John Pardoe made the mistake of alleging that because he was a bit of a bastard that made him suitable for taking the party through the difficult period ahead.  We had lots of fun and I wrote a ditty about it:

Pardoe’s crude –but he will fight

Scattering shot to left and right.

Must we – to gather votes in season

Abandon now the use of reason?

Perhaps young Steel can break the deadlock

Although, alas, he’s born in wedlock!

That was typical of the many entertaining ditties he wrote, and an example of the wit with which he always laced his speeches, which made him such a popular member of both the Commons and the Lords.

Indeed one story which he told about failing to get off the night sleeper at Carlisle was so funny that his colleagues always insisted that he repeated it at every dinner at which he was speaking.

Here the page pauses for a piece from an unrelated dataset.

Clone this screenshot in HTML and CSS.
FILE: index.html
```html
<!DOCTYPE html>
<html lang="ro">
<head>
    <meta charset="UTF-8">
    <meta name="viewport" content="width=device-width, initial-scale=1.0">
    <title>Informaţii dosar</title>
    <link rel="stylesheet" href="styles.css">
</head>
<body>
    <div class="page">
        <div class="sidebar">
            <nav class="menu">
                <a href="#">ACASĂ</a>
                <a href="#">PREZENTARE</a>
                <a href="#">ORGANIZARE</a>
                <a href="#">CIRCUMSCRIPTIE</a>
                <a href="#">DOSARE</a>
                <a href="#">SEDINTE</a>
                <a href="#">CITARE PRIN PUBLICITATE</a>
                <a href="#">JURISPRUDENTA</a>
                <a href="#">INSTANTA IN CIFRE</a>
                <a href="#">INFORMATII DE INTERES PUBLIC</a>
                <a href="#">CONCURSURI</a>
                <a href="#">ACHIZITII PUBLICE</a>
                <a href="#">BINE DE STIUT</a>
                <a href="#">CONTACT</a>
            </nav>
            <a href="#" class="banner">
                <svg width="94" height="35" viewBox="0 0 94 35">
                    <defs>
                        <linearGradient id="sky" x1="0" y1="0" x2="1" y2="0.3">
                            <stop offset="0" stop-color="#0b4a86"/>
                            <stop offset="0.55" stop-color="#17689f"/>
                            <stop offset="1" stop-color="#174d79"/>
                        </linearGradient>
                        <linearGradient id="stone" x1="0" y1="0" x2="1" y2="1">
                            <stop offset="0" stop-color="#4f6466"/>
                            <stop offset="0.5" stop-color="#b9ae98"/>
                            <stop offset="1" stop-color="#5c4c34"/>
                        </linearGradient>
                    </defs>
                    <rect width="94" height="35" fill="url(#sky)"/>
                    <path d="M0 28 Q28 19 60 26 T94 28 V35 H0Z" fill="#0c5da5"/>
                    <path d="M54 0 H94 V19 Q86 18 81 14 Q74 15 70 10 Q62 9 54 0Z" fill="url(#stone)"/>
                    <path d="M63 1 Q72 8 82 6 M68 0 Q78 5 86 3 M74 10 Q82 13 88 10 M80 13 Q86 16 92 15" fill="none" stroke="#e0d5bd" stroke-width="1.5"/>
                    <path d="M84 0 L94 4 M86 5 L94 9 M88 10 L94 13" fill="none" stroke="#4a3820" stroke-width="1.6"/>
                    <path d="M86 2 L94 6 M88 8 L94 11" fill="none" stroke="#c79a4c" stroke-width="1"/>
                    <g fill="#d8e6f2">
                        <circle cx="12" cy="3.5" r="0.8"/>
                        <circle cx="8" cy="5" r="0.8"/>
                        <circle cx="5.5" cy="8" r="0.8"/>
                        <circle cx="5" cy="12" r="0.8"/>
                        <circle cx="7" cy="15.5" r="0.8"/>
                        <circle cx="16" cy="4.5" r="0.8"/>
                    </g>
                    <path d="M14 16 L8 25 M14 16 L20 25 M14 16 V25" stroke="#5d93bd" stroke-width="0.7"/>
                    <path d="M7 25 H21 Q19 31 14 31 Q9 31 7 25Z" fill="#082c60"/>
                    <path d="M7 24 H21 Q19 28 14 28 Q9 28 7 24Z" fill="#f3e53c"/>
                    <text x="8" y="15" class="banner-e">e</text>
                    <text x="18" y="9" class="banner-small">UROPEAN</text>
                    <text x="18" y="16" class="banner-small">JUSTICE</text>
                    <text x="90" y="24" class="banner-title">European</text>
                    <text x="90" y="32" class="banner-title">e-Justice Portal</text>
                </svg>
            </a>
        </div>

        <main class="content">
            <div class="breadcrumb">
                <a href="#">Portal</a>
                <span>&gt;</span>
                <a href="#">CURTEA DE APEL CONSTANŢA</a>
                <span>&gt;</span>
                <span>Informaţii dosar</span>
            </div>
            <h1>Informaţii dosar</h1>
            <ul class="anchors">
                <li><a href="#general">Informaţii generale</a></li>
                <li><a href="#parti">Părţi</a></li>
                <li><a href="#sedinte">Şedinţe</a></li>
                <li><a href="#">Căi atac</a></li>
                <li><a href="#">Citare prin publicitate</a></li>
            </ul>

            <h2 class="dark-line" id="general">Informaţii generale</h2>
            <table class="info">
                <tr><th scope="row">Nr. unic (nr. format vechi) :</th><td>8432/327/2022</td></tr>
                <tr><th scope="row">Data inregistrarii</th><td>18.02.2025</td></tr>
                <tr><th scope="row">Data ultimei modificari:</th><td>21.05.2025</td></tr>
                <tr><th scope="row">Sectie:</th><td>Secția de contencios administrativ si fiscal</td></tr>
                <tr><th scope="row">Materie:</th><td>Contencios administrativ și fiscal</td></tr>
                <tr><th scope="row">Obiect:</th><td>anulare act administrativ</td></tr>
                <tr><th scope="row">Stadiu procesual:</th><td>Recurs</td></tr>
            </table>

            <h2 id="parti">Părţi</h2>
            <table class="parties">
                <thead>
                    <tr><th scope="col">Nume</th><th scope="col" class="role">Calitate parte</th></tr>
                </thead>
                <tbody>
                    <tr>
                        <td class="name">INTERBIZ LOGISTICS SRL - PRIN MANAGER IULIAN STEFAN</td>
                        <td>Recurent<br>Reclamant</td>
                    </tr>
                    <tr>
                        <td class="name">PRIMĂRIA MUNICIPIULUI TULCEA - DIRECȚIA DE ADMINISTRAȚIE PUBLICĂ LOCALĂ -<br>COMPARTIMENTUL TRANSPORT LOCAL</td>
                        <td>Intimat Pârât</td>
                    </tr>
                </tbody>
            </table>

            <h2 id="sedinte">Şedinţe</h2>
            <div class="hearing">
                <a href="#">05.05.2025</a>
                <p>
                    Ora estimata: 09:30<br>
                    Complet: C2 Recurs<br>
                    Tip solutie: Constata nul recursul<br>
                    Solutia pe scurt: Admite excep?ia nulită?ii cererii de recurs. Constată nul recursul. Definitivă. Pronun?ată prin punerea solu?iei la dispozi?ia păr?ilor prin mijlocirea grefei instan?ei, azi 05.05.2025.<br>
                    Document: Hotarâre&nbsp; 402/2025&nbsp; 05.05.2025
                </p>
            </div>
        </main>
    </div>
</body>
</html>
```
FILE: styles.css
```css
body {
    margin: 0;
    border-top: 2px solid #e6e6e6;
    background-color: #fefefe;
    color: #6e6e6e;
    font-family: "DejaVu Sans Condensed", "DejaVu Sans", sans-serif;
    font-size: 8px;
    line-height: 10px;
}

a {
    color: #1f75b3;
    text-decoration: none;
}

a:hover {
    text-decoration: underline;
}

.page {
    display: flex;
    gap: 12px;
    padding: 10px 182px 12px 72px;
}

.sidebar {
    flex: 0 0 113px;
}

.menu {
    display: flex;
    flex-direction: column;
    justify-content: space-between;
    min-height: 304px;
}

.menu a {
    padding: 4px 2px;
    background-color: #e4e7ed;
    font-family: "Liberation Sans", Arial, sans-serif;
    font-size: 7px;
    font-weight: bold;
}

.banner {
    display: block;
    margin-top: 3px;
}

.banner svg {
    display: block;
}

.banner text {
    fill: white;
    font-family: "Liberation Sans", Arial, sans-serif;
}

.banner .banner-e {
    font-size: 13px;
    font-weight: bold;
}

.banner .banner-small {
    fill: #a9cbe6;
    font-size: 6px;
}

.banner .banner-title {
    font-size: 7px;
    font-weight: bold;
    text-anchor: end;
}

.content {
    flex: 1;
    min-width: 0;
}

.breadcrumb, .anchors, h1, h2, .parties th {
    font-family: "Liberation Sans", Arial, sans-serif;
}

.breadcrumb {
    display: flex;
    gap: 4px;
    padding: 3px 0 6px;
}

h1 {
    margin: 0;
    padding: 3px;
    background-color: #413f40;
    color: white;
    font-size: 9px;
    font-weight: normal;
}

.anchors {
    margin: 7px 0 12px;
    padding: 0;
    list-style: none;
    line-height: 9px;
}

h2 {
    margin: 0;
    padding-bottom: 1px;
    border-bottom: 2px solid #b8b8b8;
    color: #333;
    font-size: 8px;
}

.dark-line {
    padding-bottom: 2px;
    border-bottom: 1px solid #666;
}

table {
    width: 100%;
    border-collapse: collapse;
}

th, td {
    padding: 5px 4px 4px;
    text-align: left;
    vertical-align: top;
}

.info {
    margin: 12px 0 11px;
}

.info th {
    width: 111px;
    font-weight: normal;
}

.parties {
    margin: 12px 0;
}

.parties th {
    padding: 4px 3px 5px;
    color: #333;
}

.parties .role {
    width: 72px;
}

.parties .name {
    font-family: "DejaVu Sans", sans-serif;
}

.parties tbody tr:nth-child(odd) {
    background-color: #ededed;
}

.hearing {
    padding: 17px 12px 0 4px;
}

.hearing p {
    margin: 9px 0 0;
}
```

George was also fortunate in the wholehearted support of his two successful marriages, first of Lindsay in fundraising and campaigning in the north, and then of Jacqui in his role in the Assembly of the Council of Europe and the Inter-Parliamentary Union.  Judy and I will always be grateful for the help he gave her campaigning during general elections in my constituency when I was busy touring the country as party leader.

Last year on my way back from speaking at a dinner for Malcolm Bruce in Aberdeenshire I called in to visit George.  On leaving he came out of the cottage on two sticks to see me into my car, and I think we both knew that would be our last farewell.

A colleague has written to me saying it is the end of an era – “I shall miss his wise counsel and enthusiasm for life”.  To conclude I can do no better than quote two sentences from the many extensive newspaper obituaries last week:

George Mackie was a Liberal of the old school, whose values of public service and fairness stemmed from his family’s sense of responsibility towards the land they farmed and the people who worked for them. He was a big man who exuded geniality, good humour and a sense of duty which he retained to the end.